We review a decision to reconsider under an abuse of discretion standard. The test for abuse of discretion is whether the trial judge's decision was arbitrary, unreasonable, unfair, or unsupported by sound legal principles.
Id. at 602 (internal citations and quotations omitted).
We conclude that the trial court did not abuse its discretion when it reconsidered Judge Wine's earlier ruling. The trial court thoroughly reviewed the record, including events subsequent to Judge Wine's order, and, exercising its discretion, found the action barred by res judicata. Furthermore, Javier has not presented “substantive evidence of undue prejudice” to merit reversal. Id. We turn to Javier's remaining contentions.
Javier contends that the trial court erred when it held its claim was barred by the doctrine of res judicata. Res judicata is a doctrine that serves the purpose of ensuring the finality of a judgment by preventing relitigation of issues or causes of action. “The doctrine of res judicata is that a final judgment rendered upon the merits of the case, by a court having jurisdiction of the subject-matter and the parties, is conclusive of the rights of the parties and their privies in another suit on the points and matters in issue in the first suit.” Prewitt v. Wilborn, 184 Ky. 638, 212 S.W. 442, 449 (1919). It involves two subparts: “Claim preclusion” and “issue preclusion.” Yeoman v. Commonwealth, Health Policy Board, 983 S.W.2d 459, 464–65 (Ky.1998). “Claim preclusion bars a party from relitigating a previously adjudicated cause of action and entirely bars a new lawsuit on the same cause of action. Issue preclusion bars the parties from relitigating any issue actually litigated and finally decided in an earlier action.” Id. at 465. (internal citations omitted). In Newman v. Newman, 451 S.W.2d 417, 419 (Ky.1970), the Court concisely set forth the conditions under which the doctrine is applied:
First, there must be identity of parties. Second, there must be identity of the two causes of action. Third, the action must be decided upon its merits. In short, the rule of res adjudicata does not act as a bar if there are different issues or the questions of law presented are different. Likewise, it has long been recognized that a party may not split his cause of action, therefore, if a cause of action should have been presented and the party failed to do so and the matter should again arise in another action, it will be held that the first action was res adjudicata as to all causes that should have properly been presented.

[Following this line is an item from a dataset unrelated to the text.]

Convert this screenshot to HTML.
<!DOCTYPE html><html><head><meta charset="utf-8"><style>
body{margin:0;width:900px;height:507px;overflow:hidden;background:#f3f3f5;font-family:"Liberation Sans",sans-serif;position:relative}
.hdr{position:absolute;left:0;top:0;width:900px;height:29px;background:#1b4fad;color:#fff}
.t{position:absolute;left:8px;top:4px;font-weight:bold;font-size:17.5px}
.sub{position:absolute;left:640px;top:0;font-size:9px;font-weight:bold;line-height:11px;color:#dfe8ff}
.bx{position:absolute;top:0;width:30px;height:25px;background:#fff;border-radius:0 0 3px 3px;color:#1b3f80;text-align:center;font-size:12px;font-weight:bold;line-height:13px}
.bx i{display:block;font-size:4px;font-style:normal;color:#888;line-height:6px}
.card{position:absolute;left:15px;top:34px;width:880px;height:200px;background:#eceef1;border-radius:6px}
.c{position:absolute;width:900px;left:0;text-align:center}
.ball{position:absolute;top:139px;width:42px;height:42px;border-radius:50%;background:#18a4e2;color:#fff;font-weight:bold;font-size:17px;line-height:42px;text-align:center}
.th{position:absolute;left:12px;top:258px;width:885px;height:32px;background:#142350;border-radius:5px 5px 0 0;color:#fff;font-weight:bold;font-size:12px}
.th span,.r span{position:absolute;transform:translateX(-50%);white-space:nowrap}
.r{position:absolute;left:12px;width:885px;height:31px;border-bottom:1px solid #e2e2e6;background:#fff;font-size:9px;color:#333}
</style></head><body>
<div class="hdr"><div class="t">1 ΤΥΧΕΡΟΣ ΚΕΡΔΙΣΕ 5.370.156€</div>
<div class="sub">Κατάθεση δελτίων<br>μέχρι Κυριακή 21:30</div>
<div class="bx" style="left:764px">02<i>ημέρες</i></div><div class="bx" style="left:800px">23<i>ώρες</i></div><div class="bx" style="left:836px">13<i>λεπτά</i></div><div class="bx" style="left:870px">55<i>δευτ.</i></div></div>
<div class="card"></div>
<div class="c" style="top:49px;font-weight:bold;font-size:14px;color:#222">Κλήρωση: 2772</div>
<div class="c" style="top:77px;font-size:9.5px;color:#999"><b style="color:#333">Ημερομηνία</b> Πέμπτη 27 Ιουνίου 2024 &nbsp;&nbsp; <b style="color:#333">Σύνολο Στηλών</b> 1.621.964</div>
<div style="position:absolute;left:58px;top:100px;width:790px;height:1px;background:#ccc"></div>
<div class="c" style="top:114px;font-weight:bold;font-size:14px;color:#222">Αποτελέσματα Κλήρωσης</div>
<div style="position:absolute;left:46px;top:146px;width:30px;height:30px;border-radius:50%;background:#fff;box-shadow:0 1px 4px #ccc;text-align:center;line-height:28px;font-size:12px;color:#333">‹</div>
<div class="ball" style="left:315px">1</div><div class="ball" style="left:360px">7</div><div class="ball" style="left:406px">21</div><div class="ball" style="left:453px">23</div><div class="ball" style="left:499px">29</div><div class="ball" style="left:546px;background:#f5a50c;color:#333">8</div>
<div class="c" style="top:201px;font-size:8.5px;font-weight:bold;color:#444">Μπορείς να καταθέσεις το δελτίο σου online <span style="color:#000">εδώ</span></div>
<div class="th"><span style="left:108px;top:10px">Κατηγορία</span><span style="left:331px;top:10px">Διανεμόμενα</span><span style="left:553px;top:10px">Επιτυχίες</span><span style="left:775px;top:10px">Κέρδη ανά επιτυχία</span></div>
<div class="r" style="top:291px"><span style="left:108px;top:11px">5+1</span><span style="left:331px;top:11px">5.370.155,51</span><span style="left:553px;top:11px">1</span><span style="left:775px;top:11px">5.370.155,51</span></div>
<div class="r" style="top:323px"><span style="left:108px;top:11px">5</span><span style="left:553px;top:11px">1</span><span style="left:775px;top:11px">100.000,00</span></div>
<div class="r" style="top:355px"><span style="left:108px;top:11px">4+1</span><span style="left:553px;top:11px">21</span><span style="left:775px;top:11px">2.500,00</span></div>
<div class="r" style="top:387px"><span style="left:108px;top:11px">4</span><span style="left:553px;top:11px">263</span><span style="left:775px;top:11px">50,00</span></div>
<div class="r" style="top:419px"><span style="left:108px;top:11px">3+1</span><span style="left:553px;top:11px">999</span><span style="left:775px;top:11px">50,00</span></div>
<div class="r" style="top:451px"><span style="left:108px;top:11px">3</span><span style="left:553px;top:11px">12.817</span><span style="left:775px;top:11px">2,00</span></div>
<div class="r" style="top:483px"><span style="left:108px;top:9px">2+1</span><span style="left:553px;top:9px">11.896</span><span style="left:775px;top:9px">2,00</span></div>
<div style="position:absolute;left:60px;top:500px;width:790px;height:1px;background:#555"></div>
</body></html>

There is an identity of parties in the Division One action and the Division Eight action. The Division One action was commenced by Central Bridge against Javier and although Central Rock was not a party to the prior litigation, it was in privity with Central Bridge as the prime contractor on the Paris Pike project that had a first-tier subcontract with Central Bridge and as partial owner of Central Bridge. The rule that res judicata extends to privies of the parties to the original action is “essentially one of justice and fairness and recognizes that a question once litigated should not be relitigated.” State Farm Mut. Auto. Ins. Co. v. Shelton, 368 S.W.2d 734, 737 (Ky.1963). Thus, there is an identity of interests in relation to Javier's claims and, if res judicata precludes Javier's claim against Central Bridge, its claim against Central Rock is likewise barred.
In the Division One action, Javier asserted a counterclaim against Central Bridge alleging that Central Bridge withheld payment on the Paris Pike contract. Although Javier's present claim asserts modifications of the contract rather than payments withheld, its claim nevertheless arises from the Paris Pike contract, the precise subcontract at issue when Javier filed its counterclaim.

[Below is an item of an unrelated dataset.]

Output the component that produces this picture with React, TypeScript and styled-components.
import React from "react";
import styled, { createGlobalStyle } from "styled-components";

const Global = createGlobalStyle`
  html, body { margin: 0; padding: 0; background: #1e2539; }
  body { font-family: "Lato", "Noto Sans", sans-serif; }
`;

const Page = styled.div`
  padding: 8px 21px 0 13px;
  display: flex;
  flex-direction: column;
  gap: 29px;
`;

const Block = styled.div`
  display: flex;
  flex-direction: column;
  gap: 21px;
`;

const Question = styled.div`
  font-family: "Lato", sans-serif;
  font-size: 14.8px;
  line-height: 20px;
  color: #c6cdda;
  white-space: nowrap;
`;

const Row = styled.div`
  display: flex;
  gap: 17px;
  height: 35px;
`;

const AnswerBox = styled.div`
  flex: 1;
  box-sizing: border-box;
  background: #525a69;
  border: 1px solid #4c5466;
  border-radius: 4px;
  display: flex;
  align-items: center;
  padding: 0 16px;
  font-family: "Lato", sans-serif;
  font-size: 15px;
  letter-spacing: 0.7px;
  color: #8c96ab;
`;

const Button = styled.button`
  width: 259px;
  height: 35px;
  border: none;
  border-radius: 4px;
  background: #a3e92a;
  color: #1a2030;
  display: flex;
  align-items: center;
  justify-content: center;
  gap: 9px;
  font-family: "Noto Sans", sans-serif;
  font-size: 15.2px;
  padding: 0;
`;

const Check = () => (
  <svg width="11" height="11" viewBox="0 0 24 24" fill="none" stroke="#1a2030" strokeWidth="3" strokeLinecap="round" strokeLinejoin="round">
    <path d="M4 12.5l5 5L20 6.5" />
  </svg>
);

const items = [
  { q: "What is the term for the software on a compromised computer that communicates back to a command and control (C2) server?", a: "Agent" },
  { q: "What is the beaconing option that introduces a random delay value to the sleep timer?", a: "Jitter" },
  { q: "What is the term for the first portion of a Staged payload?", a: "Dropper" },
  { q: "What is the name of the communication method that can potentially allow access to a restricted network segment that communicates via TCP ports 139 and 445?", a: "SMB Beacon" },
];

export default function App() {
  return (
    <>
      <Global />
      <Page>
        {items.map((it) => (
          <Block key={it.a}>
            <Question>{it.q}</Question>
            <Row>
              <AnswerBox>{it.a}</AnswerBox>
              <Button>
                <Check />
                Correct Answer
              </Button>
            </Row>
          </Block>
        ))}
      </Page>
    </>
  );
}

Javier argues that res judicata cannot apply because its motion to amend its counterclaim to assert the modification of the Paris Pike subcontract was denied as untimely. A closer reading of the law proves that Javier is mistaken. A subsidiary rule to res judicata is “that a cause of action may not be split and tried piecemeal.” Egbert v. Curtis, 695 S.W.2d 123, 124 (Ky.App.1985). “Stated another way the subsidiary rule makes res judicata applicable not only to the issues disposed of in the first action, but to every point which properly belonged to the subject of the litigation in the first action and which in the exercise of reasonable diligence might have been brought forward at the time.” Id.
Javier's detailed discussion of its status as a DBE and the laws and regulations applicable to DBE contracts does not persuade this Court that it can be exempted from established legal doctrine. The res judicata doctrine encompasses the basic legal premise that a party cannot present its claim in a piecemeal fashion. Arnold v. K–Mart Corp., 747 S.W.2d 130, 132 (Ky.App.1988). Thus, Javier's attempt to split its cause of action against Central Bridge and Central Rock must fail. When “one cause of action arises from the breach of an entire and indivisible contract, and if in the action to enforce that cause of action the plaintiff does not demand the entire relief to which he is entitled, he cannot afterward sue for the balance.” Overstreet v. Greenwell, 441 S.W.2d 443, 445 (Ky.1969) (quoting 1 Am.Jur.2d 652–653, Actions, § 135–136). Javier was required to assert any claims arising from the Paris Pike contract in its counterclaim filed in Division One. Thus, the trial court properly found that the doctrine of res judicata barred Javier's claim.
The judgment of the Jefferson Circuit Court is affirmed.
SHAKE, SENIOR JUDGE, CONCURS.
STUMBO, JUDGE, CONCURS IN RESULT ONLY.